Moreover, the decision reinforces the state’s intent to adapt taxation laws to evolving business practices, ensuring that the tax system remains robust and equitable.
Complex Concepts Simplified
- General Excise Tax (GET): A broad-based tax imposed on gross income from business activities within Hawai‘i, encompassing almost all forms of economic transactions.
- Transient Accommodations Tax (TAT): A specific tax levied on the gross rental proceeds from providing temporary lodging to visitors in Hawai‘i.
- Apportioning Provision: A tax provision that allows the division of gross income between different parties involved in a transaction, ensuring that each party is taxed only on their respective share.
- Operator: Under TAT, an operator is defined as any person or entity involved in the actual furnishing of transient accommodations, either through ownership or by engaging in service businesses that provide lodging.

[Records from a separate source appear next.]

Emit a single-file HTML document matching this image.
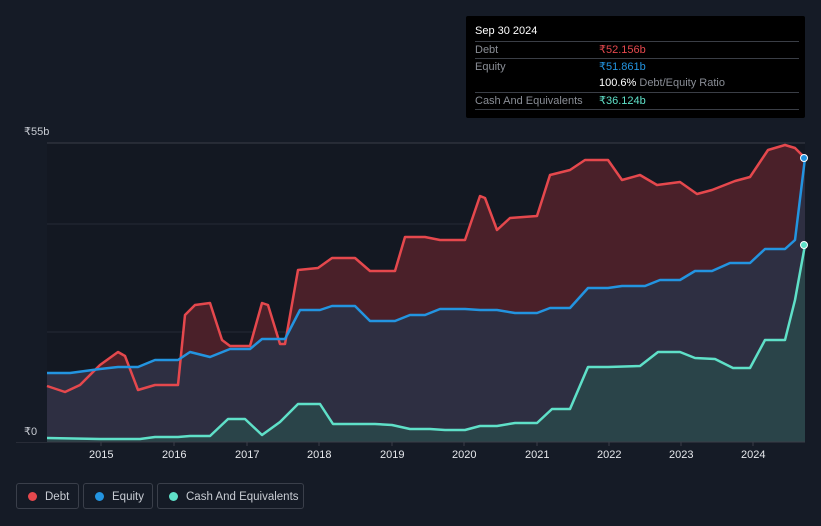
<!DOCTYPE html><html><head><style>
body{margin:0;width:821px;height:526px;background:#151b26;font-family:"Liberation Sans",sans-serif;overflow:hidden;position:relative}
.tt{position:absolute;left:466px;top:16px;width:339px;height:102px;background:#000;border-radius:2px;font-size:11px;color:#8a8e96}
.tt .h{position:absolute;left:9px;top:9px;color:#fff;font-size:11px}
.row{position:absolute;left:9px;width:324px;border-top:1px solid #3a3e46;height:17px;line-height:17px}
.row span{position:absolute;left:124px}
.lg{position:absolute;top:483px;height:26px;border:1px solid #3a3f4a;border-radius:3px;color:#c8ccd3;font-size:11.5px;line-height:26px;box-sizing:border-box}
.lg i{position:absolute;left:11px;top:8px;width:9px;height:9px;border-radius:50%}
.ax{position:absolute;color:#e6e8ec;font-size:11px;top:449px}
</style></head><body>
<svg width="821" height="526" style="position:absolute;left:0;top:0">
<rect x="47" y="143" width="758" height="299" fill="#131822"/>
<line x1="47" y1="143" x2="805" y2="143" stroke="#3a3e48"/>
<line x1="47" y1="224" x2="805" y2="224" stroke="#252a35"/>
<line x1="47" y1="332" x2="805" y2="332" stroke="#252a35"/>
<path d="M47,386 L65,392 80,385 100,365 118,352 125,356 138,390 155,385 178,385 185,315 195,305 210,303 222,340 230,346 250,346 262,303 268,305 280,344 285,344 298,270 318,268 332,258 355,258 370,271 395,271 405,237 425,237 440,240 465,240 480,196 485,198 497,230 510,218 537,216 550,175 570,170 585,160 608,160 622,180 640,175 657,185 680,182 697,194 712,190 735,181 750,177 768,150 785,145 795,148 805,158 L805,442 47,442Z" fill="#4a2029"/>
<path d="M47,373 L70,373 100,369 118,367 138,367 155,360 178,360 190,352 210,357 230,349 250,349 262,339 285,339 300,310 320,310 332,306 355,306 370,321 395,321 410,315 425,315 440,309 465,309 480,310 497,310 515,313 537,313 550,308 570,308 588,288 608,288 622,286 645,286 660,280 680,280 695,271 712,271 730,263 750,263 765,249 785,249 795,240 805,158 L805,442 47,442Z" fill="#2e2f42"/>
<path d="M47,438 L100,439 140,439 155,437 178,437 190,436 210,436 228,419 245,419 262,435 280,422 298,404 320,404 333,424 355,424 375,424 392,425 410,429 430,429 445,430 465,430 480,426 497,426 515,423 537,423 552,409 570,409 588,367 608,367 640,366 658,352 680,352 695,358 715,359 733,368 750,368 765,340 785,340 795,300 805,245 L805,442 47,442Z" fill="#2a4449"/>
<g fill="none" stroke-width="2.5" stroke-linejoin="round">
<path d="M47,386 L65,392 80,385 100,365 118,352 125,356 138,390 155,385 178,385 185,315 195,305 210,303 222,340 230,346 250,346 262,303 268,305 280,344 285,344 298,270 318,268 332,258 355,258 370,271 395,271 405,237 425,237 440,240 465,240 480,196 485,198 497,230 510,218 537,216 550,175 570,170 585,160 608,160 622,180 640,175 657,185 680,182 697,194 712,190 735,181 750,177 768,150 785,145 795,148 805,158" stroke="#e5484d"/>
<path d="M47,373 L70,373 100,369 118,367 138,367 155,360 178,360 190,352 210,357 230,349 250,349 262,339 285,339 300,310 320,310 332,306 355,306 370,321 395,321 410,315 425,315 440,309 465,309 480,310 497,310 515,313 537,313 550,308 570,308 588,288 608,288 622,286 645,286 660,280 680,280 695,271 712,271 730,263 750,263 765,249 785,249 795,240 805,158" stroke="#2394e0"/>
<path d="M47,438 L100,439 140,439 155,437 178,437 190,436 210,436 228,419 245,419 262,435 280,422 298,404 320,404 333,424 355,424 375,424 392,425 410,429 430,429 445,430 465,430 480,426 497,426 515,423 537,423 552,409 570,409 588,367 608,367 640,366 658,352 680,352 695,358 715,359 733,368 750,368 765,340 785,340 795,300 805,245" stroke="#5fe0c8"/>
</g>
<circle cx="804" cy="158" r="3.5" fill="#2394e0" stroke="#fff" stroke-width="1"/>
<circle cx="804" cy="245" r="3.5" fill="#5fe0c8" stroke="#fff" stroke-width="1"/>
<line x1="16" y1="442" x2="805" y2="442" stroke="#3a3e48"/>
<g stroke="#3a3e48"><line x1="101" y1="442" x2="101" y2="446"/><line x1="174" y1="442" x2="174" y2="446"/><line x1="247" y1="442" x2="247" y2="446"/><line x1="319" y1="442" x2="319" y2="446"/><line x1="392" y1="442" x2="392" y2="446"/><line x1="464" y1="442" x2="464" y2="446"/><line x1="537" y1="442" x2="537" y2="446"/><line x1="609" y1="442" x2="609" y2="446"/><line x1="681" y1="442" x2="681" y2="446"/><line x1="753" y1="442" x2="753" y2="446"/></g>
</svg>
<div style="position:absolute;left:24px;top:125px;color:#c8ccd3;font-size:11px">₹55b</div>
<div style="position:absolute;left:16px;top:425px;width:31px;height:17px;background:#151b26"></div>
<div style="position:absolute;left:24px;top:425px;color:#c8ccd3;font-size:11px">₹0</div>
<div class="ax" style="left:89px">2015</div><div class="ax" style="left:162px">2016</div><div class="ax" style="left:235px">2017</div><div class="ax" style="left:307px">2018</div><div class="ax" style="left:380px">2019</div><div class="ax" style="left:452px">2020</div><div class="ax" style="left:525px">2021</div><div class="ax" style="left:597px">2022</div><div class="ax" style="left:669px">2023</div><div class="ax" style="left:741px">2024</div>
<div class="tt"><div class="h">Sep 30 2024</div>
<div class="row" style="top:25px">Debt<span style="color:#e5484d">₹52.156b</span></div>
<div class="row" style="top:42px">Equity<span style="color:#2394e0">₹51.861b</span></div>
<div class="row" style="top:59px;border-top:none"><span style="color:#fff">100.6% <b style="font-weight:normal;color:#8a8e96">Debt/Equity Ratio</b></span></div>
<div class="row" style="top:76px">Cash And Equivalents<span style="color:#5fe0c8">₹36.124b</span></div>
<div class="row" style="top:93px;height:0"></div>
</div>
<div class="lg" style="left:16px;width:63px"><i style="background:#e5484d"></i><span style="position:absolute;left:28px">Debt</span></div>
<div class="lg" style="left:83px;width:70px"><i style="background:#2394e0"></i><span style="position:absolute;left:28px">Equity</span></div>
<div class="lg" style="left:157px;width:147px"><i style="background:#5fe0c8"></i><span style="position:absolute;left:28px">Cash And Equivalents</span></div>
</body></html>
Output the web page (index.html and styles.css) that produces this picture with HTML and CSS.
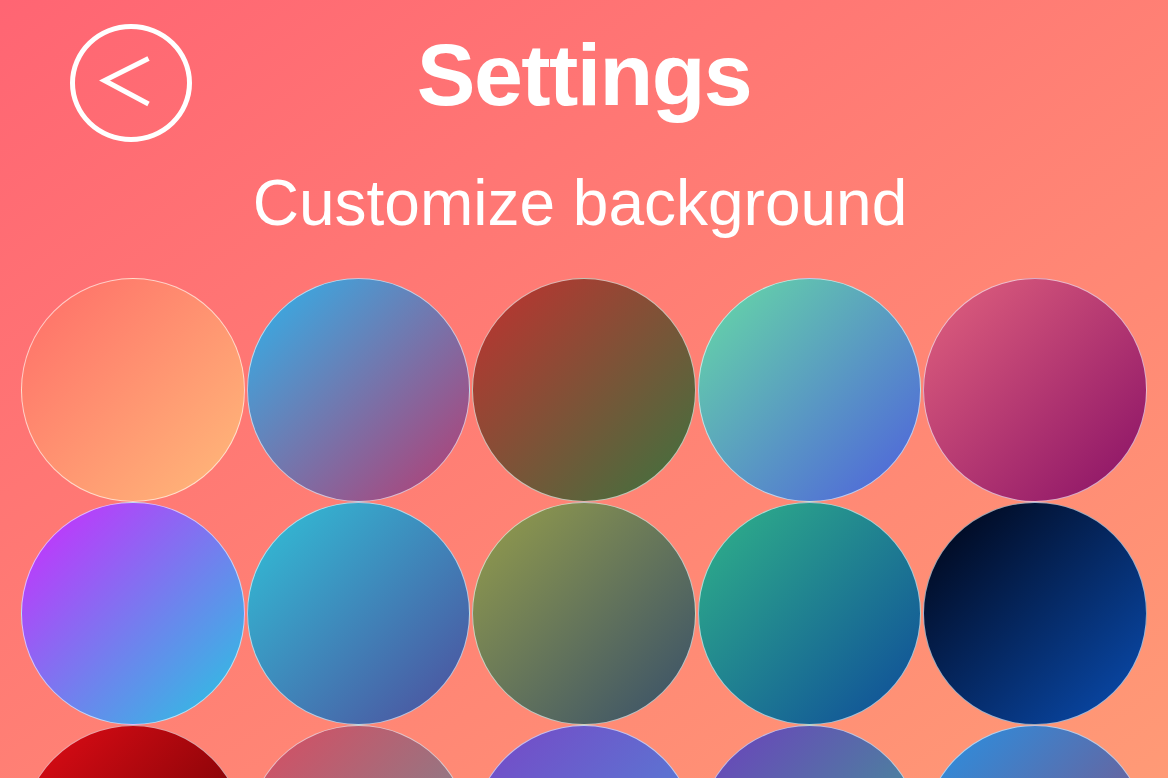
FILE: index.html
```html
<!DOCTYPE html>
<html lang="en">
<head>
<meta charset="utf-8">
<title>Settings</title>
<link rel="stylesheet" href="styles.css">
</head>
<body>
<main class="page">
  <header class="header">
    <button class="back" aria-label="Back">
      <svg class="back-icon" viewBox="0 0 112 108" aria-hidden="true">
        <polyline points="73.5,29.5 29.5,51.5 73.5,75" fill="none" stroke="#fff" stroke-width="5" stroke-linejoin="miter" stroke-miterlimit="4"/>
      </svg>
    </button>
    <h1 class="title">Settings</h1>
  </header>
  <p class="subtitle">Customize background</p>
  <section class="swatches">
    <div class="swatch s1"></div>
    <div class="swatch s2"></div>
    <div class="swatch s3"></div>
    <div class="swatch s4"></div>
    <div class="swatch s5"></div>
    <div class="swatch s6"></div>
    <div class="swatch s7"></div>
    <div class="swatch s8"></div>
    <div class="swatch s9"></div>
    <div class="swatch s10"></div>
    <div class="swatch s11"></div>
    <div class="swatch s12"></div>
    <div class="swatch s13"></div>
    <div class="swatch s14"></div>
    <div class="swatch s15"></div>
  </section>
</main>
</body>
</html>
```

FILE: styles.css
```css
html, body {
  margin: 0;
  padding: 0;
}

body {
  width: 1168px;
  height: 778px;
  overflow: hidden;
  background: linear-gradient(to bottom right, #ff6573, #ff9a76);
  font-family: "Liberation Sans", Arial, Helvetica, sans-serif;
  color: #fff;
}

.page {
  padding-top: 24px;
}

.header {
  display: grid;
  grid-template-columns: 1fr auto 1fr;
  align-items: start;
}

.back {
  grid-column: 1;
  justify-self: start;
  margin-left: 70px;
  width: 122px;
  height: 118px;
  padding: 0;
  border: 5px solid #fff;
  border-radius: 50%;
  background: transparent;
  box-sizing: border-box;
  display: block;
  cursor: pointer;
}

.back-icon {
  display: block;
  width: 100%;
  height: 100%;
}

.title {
  grid-column: 2;
  margin: 6.5px 0 0;
  font-size: 88px;
  line-height: 88px;
  font-weight: 700;
  letter-spacing: -1.6px;
  text-align: center;
}

.subtitle {
  margin: 29px 0 0;
  font-size: 64px;
  line-height: 64px;
  font-weight: 400;
  text-align: center;
  padding-right: 8px;
}

.swatches {
  margin-top: 43px;
  padding: 0 20px;
  display: grid;
  grid-template-columns: repeat(5, 1fr);
}

.swatch {
  aspect-ratio: 1 / 1;
  border-radius: 50%;
  border: 1px solid rgba(255, 255, 255, 0.62);
  box-sizing: border-box;
  margin: 0 1px;
}

.s1 { background: linear-gradient(to bottom right, #ff6c68, #ffbb7a); }
.s2 { background: linear-gradient(to bottom right, #2db4ec, #b83a70); }
.s3 { background: linear-gradient(to bottom right, #c2302f, #3b743f); }
.s4 { background: linear-gradient(to bottom right, #66dca4, #4e5ede); }
.s5 { background: linear-gradient(to bottom right, #e2627e, #881066); }

.s6 { background: linear-gradient(to bottom right, #d028ff, #24c8e0); }
.s7 { background: linear-gradient(to bottom right, #30c2d8, #4e4c9c); }
.s8 { background: linear-gradient(to bottom right, #969e4a, #364e6a); }
.s9 { background: linear-gradient(to bottom right, #30b488, #0e4a9a); }
.s10 { background: linear-gradient(to bottom right, #000210, #0a4eb4); }

.s11 { background: linear-gradient(to bottom right, #e40c16, #520000); }
.s12 { background: linear-gradient(to bottom right, #dc4a60, #64949a); }
.s13 { background: linear-gradient(to bottom right, #7846c6, #4894da); }
.s14 { background: linear-gradient(to bottom right, #6e3ebe, #36ac8a); }
.s15 { background: linear-gradient(to bottom right, #2692e4, #904874); }
```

- Pyramiding: The phenomenon where the same income is taxed multiple times through different layers or parties, which the Apportioning Provisions aim to prevent.
Conclusion
The Supreme Court of Hawai‘i's decision in the Tax Appeal of TRAVELOCITY.COM, L.P. significantly clarifies the applicability of GET and TAT to online travel companies. By enforcing the Apportioning Provisions, the court ensures that OTCs are taxed fairly based on their actual economic participation within the state, while exempting them from TAT liabilities due to their intermediary role. This judgment not only promotes a more nuanced understanding of taxation in the digital age but also reinforces the state's commitment to equitable tax administration. Businesses operating within Hawai‘i must now navigate these clarified tax responsibilities to maintain compliance and optimize their financial strategies.
Ultimately, this ruling underscores the importance of legislative foresight in tax law, accommodating innovative business models while safeguarding the state's revenue streams and infrastructural investments.